I ended up at a party on Saturday night with Pappy at Warner's house and saw some really good friends and had an awesome time rocking out to Rock Band. I have to buy it now and put a Rock Band together. Right now, my official profile is Gay Pete. He looks like a short, fat Dee Snider and his name is considered "not Classy" by the XBox Live program. Whatevs. He is badness.

We need a bass player, but I think we've got the guitar and drums nailed at this point. The name's up in the air, though, because we need to have a band meeting to discuss it. It was something like Anal Stripes at last argument. The redeeming thing of the night was that fact that I drank three beers in six hours and was considerate to mostly everybody. The gay guy didn't really care for the name of my Rock Band guy. Like that was in my control. That's his name. That's it.

So, starting Saturday night stuff started getting good. I tooled around the apartment on Sunday and did laundry and stuff and felt good about most stuff.

A couple of things here, though. I'm starting to sound like Colin Oberst, but I'm thinking about quitting drinking again. I realize it's horrible timing for it with the holidays and all, but when I tally up the points, the good ones rarely come after a few. Let me clarify that, having sex in a hallway of a Sheraton at four in the morning or having sex with a semi-stranger and not remembering their name in the morning are not good points. Good points are feeling warmth in your chest from meeting someone as you walk away and go home to bed or doing something really considerate for someone and not for yourself. Very rarely are these points scored even with a drop of alcohol anymore. All the good points come under the influence of conscience and intuition. I've given myself a mulligan on saying things that are offensive in the spirit of self-degradation or lightheartedness, but I really am getting sick of it. The regret and guilt will wipe you out when you are sitting by yourself wondering why you are still smoking and alone.

It's harder than it looks and it breaks down to loneliness and regrets. It's weird. It starts out with you feeling lonely. The next phase is the guilt because you start to think that you wouldn't be lonely if you hadn't blown it about 25 times. Basically, you feel like you were given what you want and bit that hand that fed it to you. That's not healthy, is it?

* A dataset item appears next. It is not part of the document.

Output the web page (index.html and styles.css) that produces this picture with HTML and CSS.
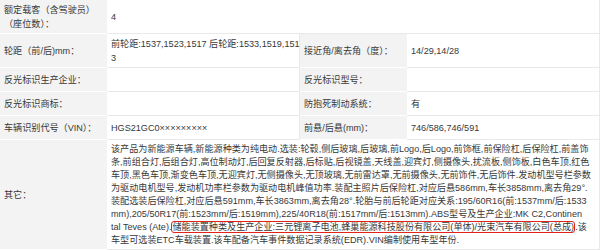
FILE: index.html
```html
<!DOCTYPE html>
<html lang="zh-CN">
<head>
<meta charset="utf-8">
<title>车辆参数</title>
<link rel="stylesheet" href="styles.css">
</head>
<body>
<table class="spec">
  <colgroup>
    <col class="col-label">
    <col class="col-value">
    <col class="col-label">
    <col class="col-value">
  </colgroup>
  <tr class="row-two">
    <th>额定载客（含驾驶员）（座位数）：</th>
    <td colspan="3">4</td>
  </tr>
  <tr class="row-two">
    <th>轮距（前/后)mm：</th>
    <td class="fixed-lines">前轮距:1537,1523,1517 后轮距:1533,1519,151<br>3</td>
    <th>接近角/离去角（度）：</th>
    <td>14/29,14/28</td>
  </tr>
  <tr class="row-one">
    <th>反光标识生产企业：</th>
    <td></td>
    <th>反光标识型号：</th>
    <td></td>
  </tr>
  <tr class="row-one">
    <th>反光标识商标：</th>
    <td></td>
    <th>防抱死制动系统：</th>
    <td>有</td>
  </tr>
  <tr class="row-one">
    <th>车辆识别代号（VIN）：</th>
    <td>HGS21GC0×××××××××</td>
    <th>前悬/后悬(mm)：</th>
    <td>746/586,746/591</td>
  </tr>
  <tr>
    <th>其它：</th>
    <td colspan="3" class="notes fixed-lines">该产品为新能源车辆,新能源种类为纯电动.选装:轮毂,侧后玻璃,后玻璃,前Logo,后Logo,前饰框,前保险杠,后保险杠,前盖饰<br>条,前组合灯,后组合灯,高位制动灯,后回复反射器,后标贴,后视镜盖,天线盖,迎宾灯,侧摄像头,扰流板,侧饰板,白色车顶,红色<br>车顶,黑色车顶,渐变色车顶,无迎宾灯,无侧摄像头,无顶玻璃,无前雷达罩,无前摄像头,无前饰件,无后饰件.发动机型号栏参数<br>为驱动电机型号,发动机功率栏参数为驱动电机峰值功率.装配主照片后保险杠,对应后悬586mm,车长3858mm,离去角29°.<br>装配选装后保险杠,对应后悬591mm,车长3863mm,离去角28°.轮胎与前后轮距对应关系:195/60R16(前:1537mm/后:1533<br>mm),205/50R17(前:1523mm/后:1519mm),225/40R18(前:1517mm/后:1513mm).ABS型号及生产企业:MK C2,Continen<br>tal Teves (Ate).<span class="highlight">储能装置种类及生产企业:三元锂离子电池,蜂巢能源科技股份有限公司(单体)/光束汽车有限公司(总成)</span>.该<br>车型可选装ETC车载装置.该车配备汽车事件数据记录系统(EDR).VIN编制使用车型年份.</td>
  </tr>
</table>
</body>
</html>
```

FILE: styles.css
```css
* {
  box-sizing: border-box;
}

body {
  margin: 0;
  background: #fff;
  color: #383838;
  font-family: "Liberation Sans", "Noto Sans CJK SC", sans-serif;
  font-size: 9.1px;
}

.spec {
  width: 600px;
  table-layout: fixed;
  border-collapse: separate;
  border-spacing: 0;
}

.col-label {
  width: 107px;
}

.col-value {
  width: 193px;
}

.spec th,
.spec td {
  line-height: 14px;
  padding: 3px 2px 2px 4px;
  vertical-align: middle;
  text-align: left;
}

.spec th {
  font-weight: normal;
  background: #f3f3f3;
  border-bottom: 1px solid #fff;
}

.spec td {
  word-break: break-all;
  border-bottom: 1px solid #e9e9e9;
  border-right: 1px solid #e9e9e9;
}

.row-one {
  height: 24px;
}

.spec .fixed-lines {
  white-space: nowrap;
}

.spec .notes {
  line-height: 13px;
  padding-top: 3px;
}

.highlight {
  border: 1.5px solid #e2231a;
  border-radius: 3px;
}
```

Oh, the other thing is that The Girl from a couple of months back had a boyfriend and that's probably why she went AWOL. It's some form of closure and I still wonder why I got and am still a little hung up on her. The thing about that question is that even having the answer to it wouldn't mean a whole helluva lot. So, here goes.

Update: Proof that iPod shuffle functionality can read your mind. "Textbook" by We Are Scientists came up on my shuffle right when I finished writing this. No one should have to relate to that song, but it happens. It's like sad girls and Faith Hill songs. Has it really come to this? Seriously?